**Data section**

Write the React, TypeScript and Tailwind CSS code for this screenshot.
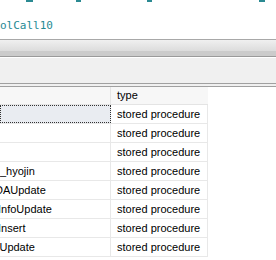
import React from 'react';

const rows: { name: string; indent: string }[] = [
  { name: '', indent: 'ml-0' },
  { name: '', indent: 'ml-0' },
  { name: '', indent: 'ml-0' },
  { name: '_hyojin', indent: 'ml-0' },
  { name: 'DAUpdate', indent: '-ml-[5px]' },
  { name: 'InfoUpdate', indent: '-ml-[2px]' },
  { name: 'Insert', indent: '-ml-[2px]' },
  { name: 'lUpdate', indent: '-ml-[3px]' },
];

export default function App(): React.ReactElement {
  return (
    <div className="h-[260px] w-[276px] overflow-hidden bg-white">
      {/* editor fragment */}
      <div className="flex h-[39px] flex-col">
        <div className="flex h-[3px]">
          <div className="ml-[26px] h-[2px] w-[7px] bg-[#2b8a92]" />
          <div className="ml-[43px] h-[2px] w-[5px] bg-[#2b8a92]" />
          <div className="ml-[66px] h-[2px] w-[5px] bg-[#2b8a92]" />
          <div className="ml-[107px] h-[2px] w-[6px] bg-[#2b8a92]" />
        </div>
        <div
          className="mt-[16px] text-[11px] leading-[13px] text-[#1f8a94]"
          style={{ fontFamily: '"DejaVu Sans Mono", monospace' }}
        >
          olCall10
        </div>
      </div>

      {/* splitter / toolbar */}
      <div className="h-[1px] bg-[#a8a8a8]" />
      <div className="h-[11px] bg-gradient-to-b from-[#f0f0f0] to-[#dcdcdc]" />
      <div className="h-[5px] bg-[#cbcbcb]" />
      <div className="h-[1px] bg-[#9a9a9a]" />
      <div className="h-[26px] border-t border-[#ffffff] bg-[#f0f0f0]" />
      <div className="h-[1px] bg-[#a0a0a0]" />
      <div className="h-[2px] bg-[#f0f0f0]" />
      <div className="h-[1px] bg-[#a0a0a0]" />

      {/* results grid */}
      <div
        className="text-[11px] text-black"
        style={{ fontFamily: '"Liberation Sans", Arial, sans-serif' }}
      >
        <div className="flex h-[18px] w-[208px] border-b border-[#e4e4e4] bg-[#f7f7f7]">
          <div className="w-[111px] shrink-0 border-r border-[#e4e4e4]" />
          <div className="flex items-center pl-[6px] leading-none">type</div>
        </div>
        {rows.map((r, i) => (
          <div key={i} className="flex h-[19px] w-[208px] border-b border-[#e8e8e8]">
            <div
              className={
                i === 0
                  ? 'w-[111px] shrink-0 border border-dotted border-[#333] bg-[#e9ecf1]'
                  : 'flex w-[111px] shrink-0 items-center overflow-hidden border-r border-[#e8e8e8]'
              }
            >
              {r.name && (
                <span className={'whitespace-nowrap leading-none ' + r.indent}>{r.name}</span>
              )}
            </div>
            <div className="flex w-[97px] items-center whitespace-nowrap border-r border-[#e8e8e8] pl-[6px] leading-none">
              stored procedure
            </div>
          </div>
        ))}
      </div>
    </div>
  );
}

**Written exercise**
Give again, word for word, every line from the top of the data above to the line holding "import React from 'react';", inclusive, with the pictures left out.

**Worked answer**
Write the React, TypeScript and Tailwind CSS code for this screenshot.
import React from 'react';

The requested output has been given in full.